### [EXERCISE OBJECTIVE]
Make an exact copy of the records, with the pictures left out.

Dataset rows

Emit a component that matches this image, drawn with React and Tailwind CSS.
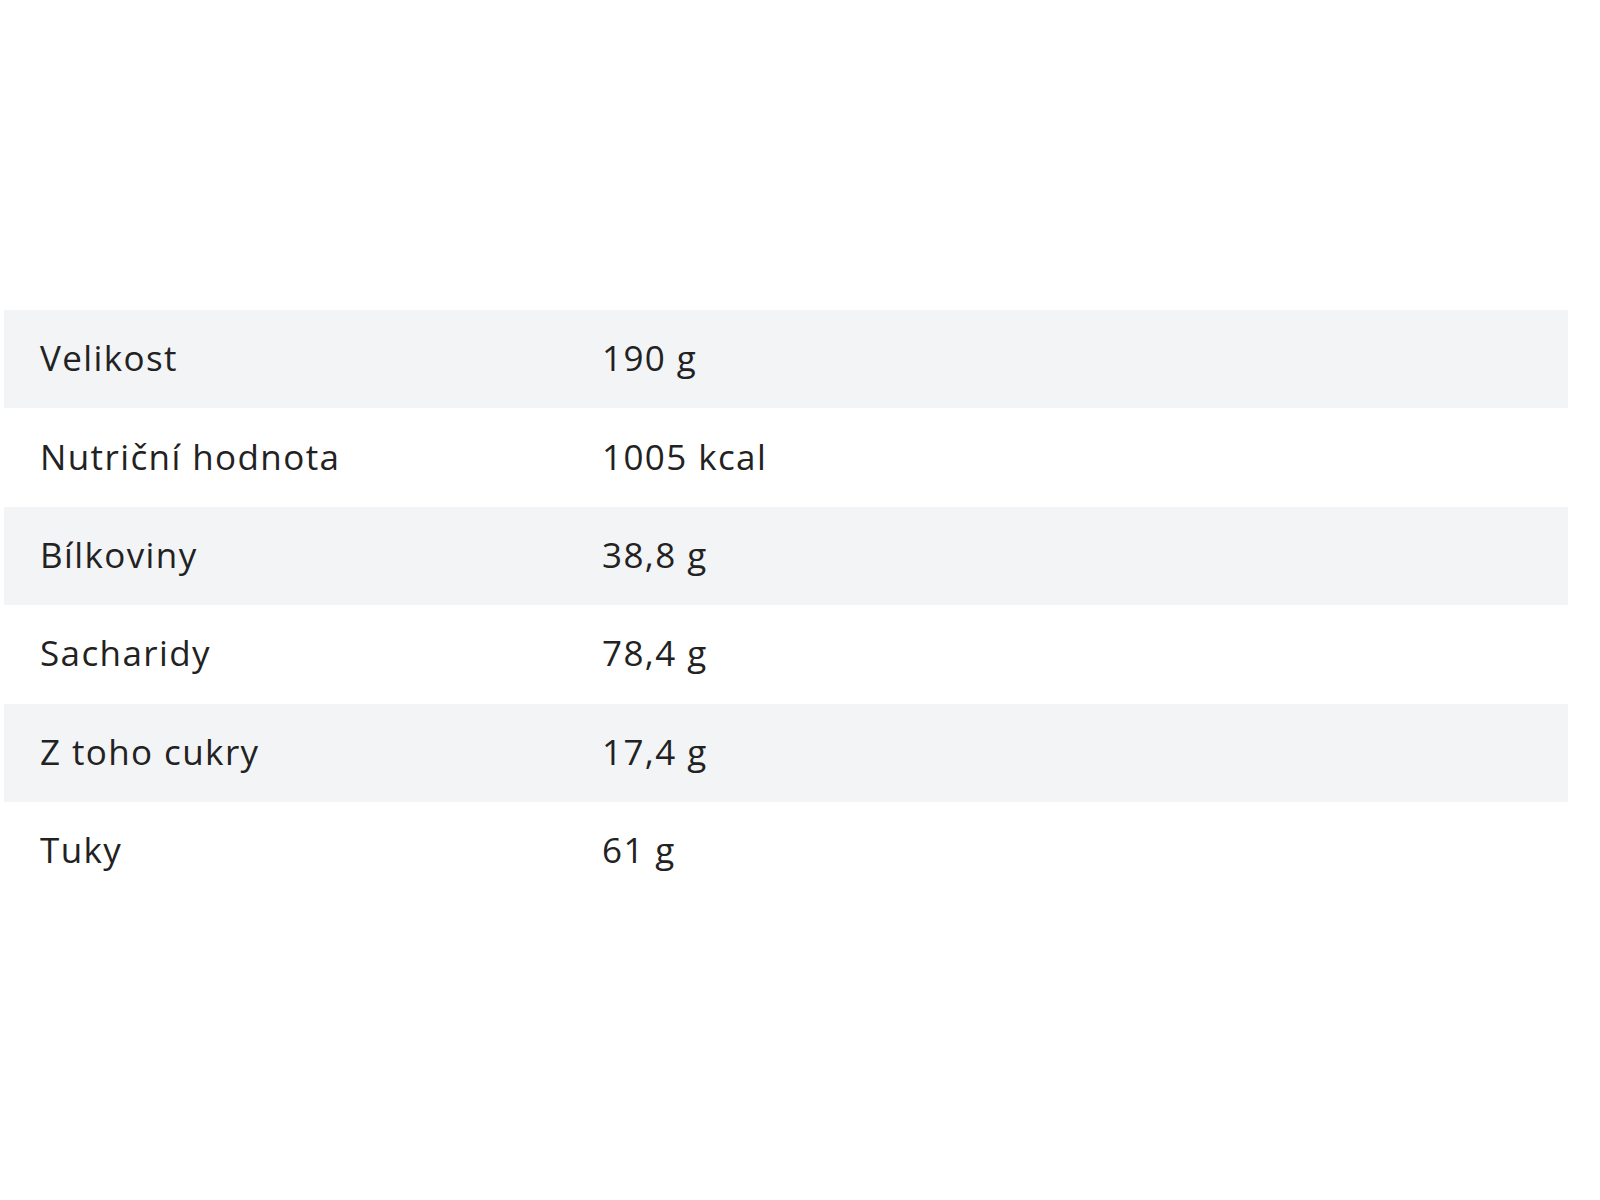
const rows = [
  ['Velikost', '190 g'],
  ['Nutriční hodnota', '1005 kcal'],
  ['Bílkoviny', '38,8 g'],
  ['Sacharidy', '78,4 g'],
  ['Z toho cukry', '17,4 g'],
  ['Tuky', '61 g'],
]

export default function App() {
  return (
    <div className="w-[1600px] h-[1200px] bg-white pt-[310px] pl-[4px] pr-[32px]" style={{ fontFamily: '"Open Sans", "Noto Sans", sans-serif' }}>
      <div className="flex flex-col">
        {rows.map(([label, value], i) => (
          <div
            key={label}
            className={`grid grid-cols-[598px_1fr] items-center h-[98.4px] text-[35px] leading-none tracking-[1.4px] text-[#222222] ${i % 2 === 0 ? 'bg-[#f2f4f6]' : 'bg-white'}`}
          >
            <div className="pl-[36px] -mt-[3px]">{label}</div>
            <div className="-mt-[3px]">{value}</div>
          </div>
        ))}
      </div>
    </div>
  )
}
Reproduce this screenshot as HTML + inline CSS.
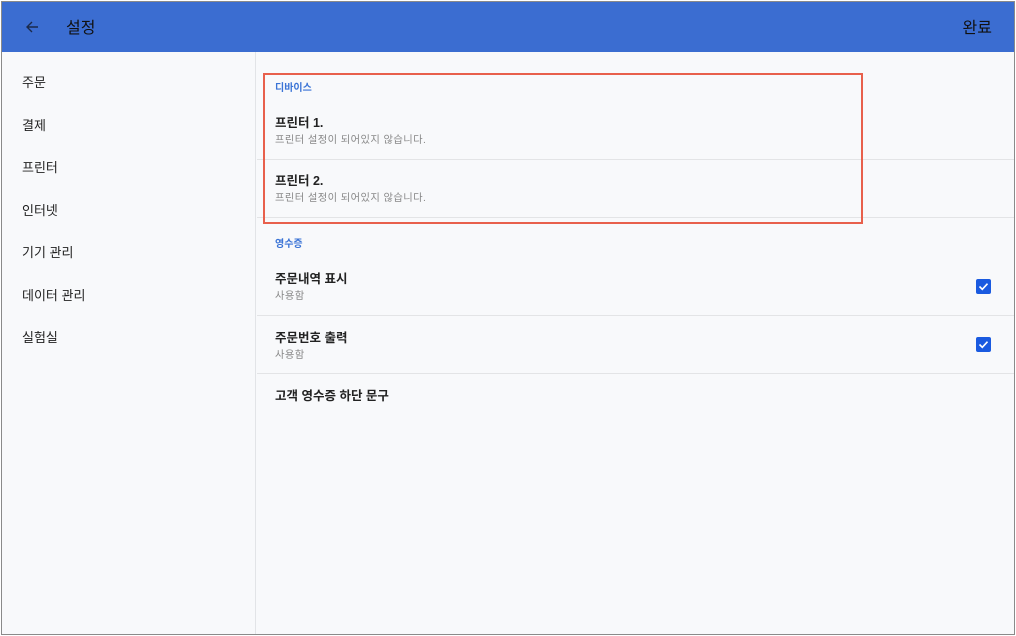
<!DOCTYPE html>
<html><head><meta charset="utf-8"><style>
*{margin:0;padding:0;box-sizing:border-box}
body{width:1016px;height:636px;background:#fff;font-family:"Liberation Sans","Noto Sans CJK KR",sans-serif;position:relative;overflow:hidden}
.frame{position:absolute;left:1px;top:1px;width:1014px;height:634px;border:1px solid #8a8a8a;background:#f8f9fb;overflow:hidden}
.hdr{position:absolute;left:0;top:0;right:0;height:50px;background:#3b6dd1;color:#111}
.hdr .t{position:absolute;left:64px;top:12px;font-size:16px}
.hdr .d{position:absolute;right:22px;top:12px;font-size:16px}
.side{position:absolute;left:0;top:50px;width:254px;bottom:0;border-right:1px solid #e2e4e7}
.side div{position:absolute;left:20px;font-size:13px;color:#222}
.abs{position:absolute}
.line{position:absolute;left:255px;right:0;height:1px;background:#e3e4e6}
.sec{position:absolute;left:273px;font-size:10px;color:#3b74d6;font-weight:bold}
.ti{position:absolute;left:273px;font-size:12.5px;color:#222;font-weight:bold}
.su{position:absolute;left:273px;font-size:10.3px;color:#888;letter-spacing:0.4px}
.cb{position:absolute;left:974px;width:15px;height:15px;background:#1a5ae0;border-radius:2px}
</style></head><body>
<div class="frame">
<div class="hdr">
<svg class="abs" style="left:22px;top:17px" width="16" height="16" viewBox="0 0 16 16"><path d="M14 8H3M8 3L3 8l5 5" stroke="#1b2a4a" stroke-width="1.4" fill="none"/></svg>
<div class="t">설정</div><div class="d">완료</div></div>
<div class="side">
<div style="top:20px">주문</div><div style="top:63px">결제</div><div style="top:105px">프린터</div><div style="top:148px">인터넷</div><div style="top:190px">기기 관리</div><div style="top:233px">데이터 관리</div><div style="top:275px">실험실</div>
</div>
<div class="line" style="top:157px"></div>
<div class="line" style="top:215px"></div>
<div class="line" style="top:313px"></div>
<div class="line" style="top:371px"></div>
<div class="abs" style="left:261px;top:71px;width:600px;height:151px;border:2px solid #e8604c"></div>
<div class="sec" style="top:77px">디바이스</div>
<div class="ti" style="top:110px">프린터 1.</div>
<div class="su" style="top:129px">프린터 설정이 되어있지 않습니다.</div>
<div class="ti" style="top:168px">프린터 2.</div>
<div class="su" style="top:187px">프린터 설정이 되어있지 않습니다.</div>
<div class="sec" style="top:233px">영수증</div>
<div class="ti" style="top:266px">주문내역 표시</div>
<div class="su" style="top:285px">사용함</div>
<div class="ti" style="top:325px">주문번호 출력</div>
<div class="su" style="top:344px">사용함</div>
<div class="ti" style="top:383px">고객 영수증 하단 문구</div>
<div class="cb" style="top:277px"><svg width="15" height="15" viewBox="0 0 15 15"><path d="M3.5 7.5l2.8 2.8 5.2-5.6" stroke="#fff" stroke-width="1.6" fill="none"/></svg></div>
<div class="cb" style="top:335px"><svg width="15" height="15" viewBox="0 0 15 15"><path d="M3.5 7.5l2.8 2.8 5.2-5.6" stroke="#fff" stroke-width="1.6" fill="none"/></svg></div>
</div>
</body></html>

### [REPLY]
Emit a component that matches this image, drawn with React and Tailwind CSS.
const rows = [
  ['Velikost', '190 g'],
  ['Nutriční hodnota', '1005 kcal'],
  ['Bílkoviny', '38,8 g'],
  ['Sacharidy', '78,4 g'],
  ['Z toho cukry', '17,4 g'],
  ['Tuky', '61 g'],
]

export default function App() {
  return (
    <div className="w-[1600px] h-[1200px] bg-white pt-[310px] pl-[4px] pr-[32px]" style={{ fontFamily: '"Open Sans", "Noto Sans", sans-serif' }}>
      <div className="flex flex-col">
        {rows.map(([label, value], i) => (
          <div
            key={label}
            className={`grid grid-cols-[598px_1fr] items-center h-[98.4px] text-[35px] leading-none tracking-[1.4px] text-[#222222] ${i % 2 === 0 ? 'bg-[#f2f4f6]' : 'bg-white'}`}
          >
            <div className="pl-[36px] -mt-[3px]">{label}</div>
            <div className="-mt-[3px]">{value}</div>
          </div>
        ))}
      </div>
    </div>
  )
}
Reproduce this screenshot as HTML + inline CSS.
<!DOCTYPE html>
<html><head><meta charset="utf-8"><style>
*{margin:0;padding:0;box-sizing:border-box}
body{width:1016px;height:636px;background:#fff;font-family:"Liberation Sans","Noto Sans CJK KR",sans-serif;position:relative;overflow:hidden}
.frame{position:absolute;left:1px;top:1px;width:1014px;height:634px;border:1px solid #8a8a8a;background:#f8f9fb;overflow:hidden}
.hdr{position:absolute;left:0;top:0;right:0;height:50px;background:#3b6dd1;color:#111}
.hdr .t{position:absolute;left:64px;top:12px;font-size:16px}
.hdr .d{position:absolute;right:22px;top:12px;font-size:16px}
.side{position:absolute;left:0;top:50px;width:254px;bottom:0;border-right:1px solid #e2e4e7}
.side div{position:absolute;left:20px;font-size:13px;color:#222}
.abs{position:absolute}
.line{position:absolute;left:255px;right:0;height:1px;background:#e3e4e6}
.sec{position:absolute;left:273px;font-size:10px;color:#3b74d6;font-weight:bold}
.ti{position:absolute;left:273px;font-size:12.5px;color:#222;font-weight:bold}
.su{position:absolute;left:273px;font-size:10.3px;color:#888;letter-spacing:0.4px}
.cb{position:absolute;left:974px;width:15px;height:15px;background:#1a5ae0;border-radius:2px}
</style></head><body>
<div class="frame">
<div class="hdr">
<svg class="abs" style="left:22px;top:17px" width="16" height="16" viewBox="0 0 16 16"><path d="M14 8H3M8 3L3 8l5 5" stroke="#1b2a4a" stroke-width="1.4" fill="none"/></svg>
<div class="t">설정</div><div class="d">완료</div></div>
<div class="side">
<div style="top:20px">주문</div><div style="top:63px">결제</div><div style="top:105px">프린터</div><div style="top:148px">인터넷</div><div style="top:190px">기기 관리</div><div style="top:233px">데이터 관리</div><div style="top:275px">실험실</div>
</div>
<div class="line" style="top:157px"></div>
<div class="line" style="top:215px"></div>
<div class="line" style="top:313px"></div>
<div class="line" style="top:371px"></div>
<div class="abs" style="left:261px;top:71px;width:600px;height:151px;border:2px solid #e8604c"></div>
<div class="sec" style="top:77px">디바이스</div>
<div class="ti" style="top:110px">프린터 1.</div>
<div class="su" style="top:129px">프린터 설정이 되어있지 않습니다.</div>
<div class="ti" style="top:168px">프린터 2.</div>
<div class="su" style="top:187px">프린터 설정이 되어있지 않습니다.</div>
<div class="sec" style="top:233px">영수증</div>
<div class="ti" style="top:266px">주문내역 표시</div>
<div class="su" style="top:285px">사용함</div>
<div class="ti" style="top:325px">주문번호 출력</div>
<div class="su" style="top:344px">사용함</div>
<div class="ti" style="top:383px">고객 영수증 하단 문구</div>
<div class="cb" style="top:277px"><svg width="15" height="15" viewBox="0 0 15 15"><path d="M3.5 7.5l2.8 2.8 5.2-5.6" stroke="#fff" stroke-width="1.6" fill="none"/></svg></div>
<div class="cb" style="top:335px"><svg width="15" height="15" viewBox="0 0 15 15"><path d="M3.5 7.5l2.8 2.8 5.2-5.6" stroke="#fff" stroke-width="1.6" fill="none"/></svg></div>
</div>
</body></html>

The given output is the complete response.